▶ Instructions for the task
Gather every line holding the string "this".

▶ Data to use

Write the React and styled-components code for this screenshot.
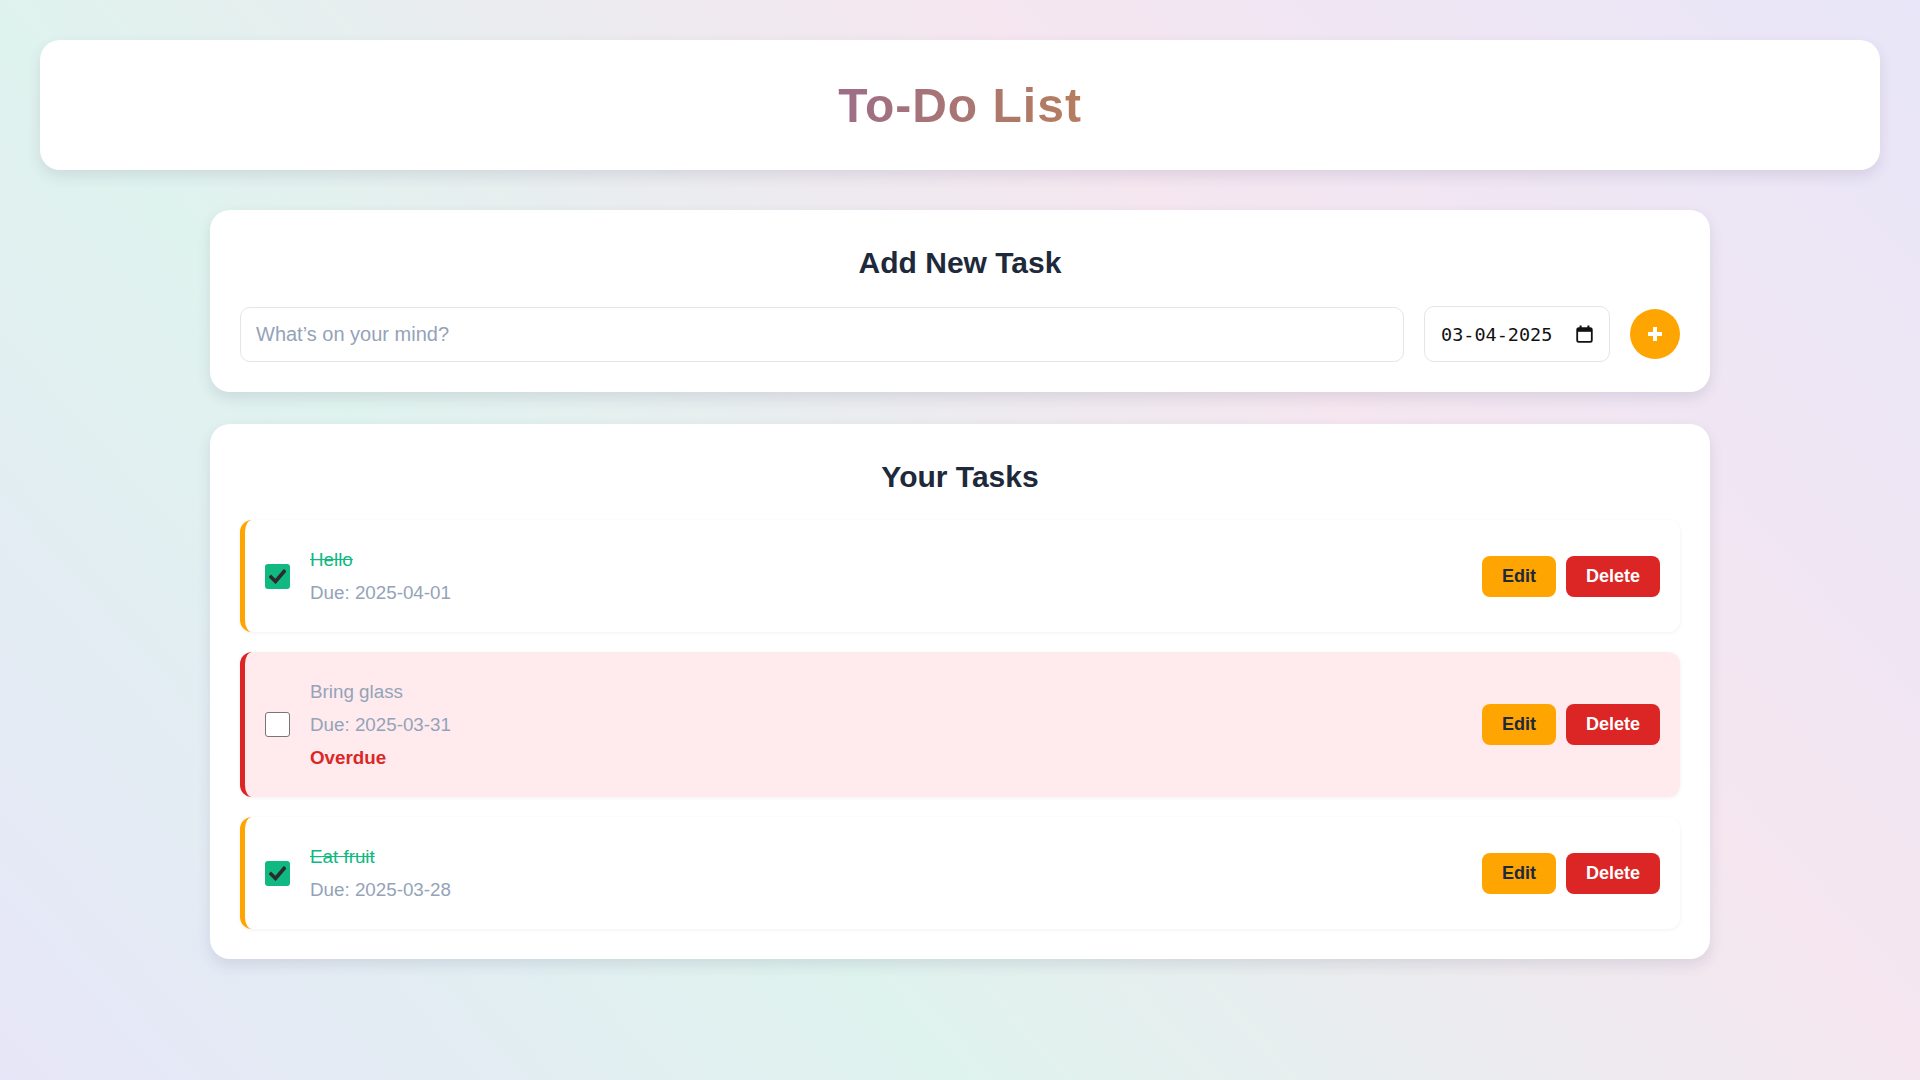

--

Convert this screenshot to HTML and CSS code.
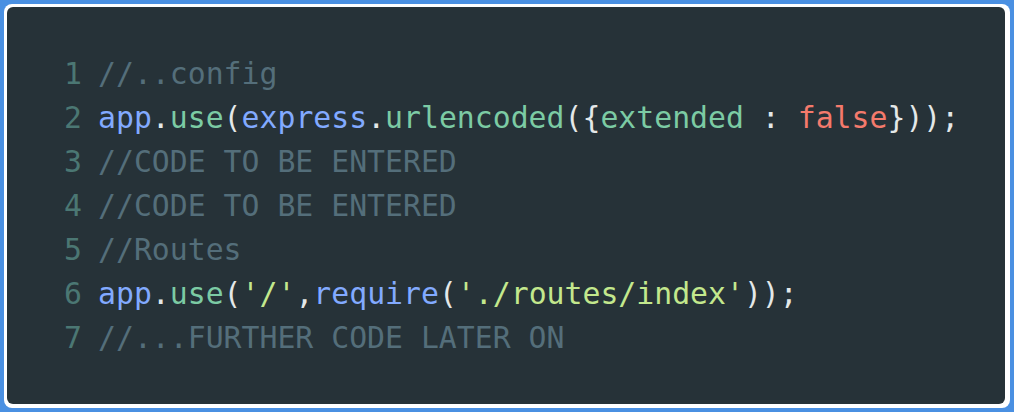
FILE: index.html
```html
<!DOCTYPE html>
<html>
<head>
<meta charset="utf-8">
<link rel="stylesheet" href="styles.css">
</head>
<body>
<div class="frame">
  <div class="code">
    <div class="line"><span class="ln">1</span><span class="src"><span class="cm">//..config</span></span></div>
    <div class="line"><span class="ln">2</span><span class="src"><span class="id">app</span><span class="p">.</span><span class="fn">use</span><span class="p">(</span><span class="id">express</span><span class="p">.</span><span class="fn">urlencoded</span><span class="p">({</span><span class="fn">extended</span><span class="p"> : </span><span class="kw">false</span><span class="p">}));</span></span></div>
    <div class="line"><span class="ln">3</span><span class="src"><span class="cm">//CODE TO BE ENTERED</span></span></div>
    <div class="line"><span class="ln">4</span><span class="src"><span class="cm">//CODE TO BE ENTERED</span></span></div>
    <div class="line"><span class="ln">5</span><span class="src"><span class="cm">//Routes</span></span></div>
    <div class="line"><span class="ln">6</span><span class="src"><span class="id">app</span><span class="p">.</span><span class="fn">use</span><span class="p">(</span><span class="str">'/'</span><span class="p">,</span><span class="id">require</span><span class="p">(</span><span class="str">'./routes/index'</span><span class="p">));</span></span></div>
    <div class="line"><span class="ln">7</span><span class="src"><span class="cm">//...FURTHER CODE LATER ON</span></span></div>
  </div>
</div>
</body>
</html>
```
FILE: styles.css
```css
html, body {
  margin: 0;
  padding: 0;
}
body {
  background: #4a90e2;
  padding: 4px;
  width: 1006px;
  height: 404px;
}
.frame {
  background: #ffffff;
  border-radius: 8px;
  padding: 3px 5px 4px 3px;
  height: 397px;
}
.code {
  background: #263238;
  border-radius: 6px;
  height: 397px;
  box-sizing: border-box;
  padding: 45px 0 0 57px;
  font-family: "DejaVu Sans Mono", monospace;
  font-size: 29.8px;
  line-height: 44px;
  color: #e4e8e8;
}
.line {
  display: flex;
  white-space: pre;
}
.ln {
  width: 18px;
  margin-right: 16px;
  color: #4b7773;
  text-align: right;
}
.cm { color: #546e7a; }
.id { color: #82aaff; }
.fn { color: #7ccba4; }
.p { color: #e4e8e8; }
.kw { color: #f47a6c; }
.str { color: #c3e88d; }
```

▶ Exercise response
Write the React and styled-components code for this screenshot.
Convert this screenshot to HTML and CSS code.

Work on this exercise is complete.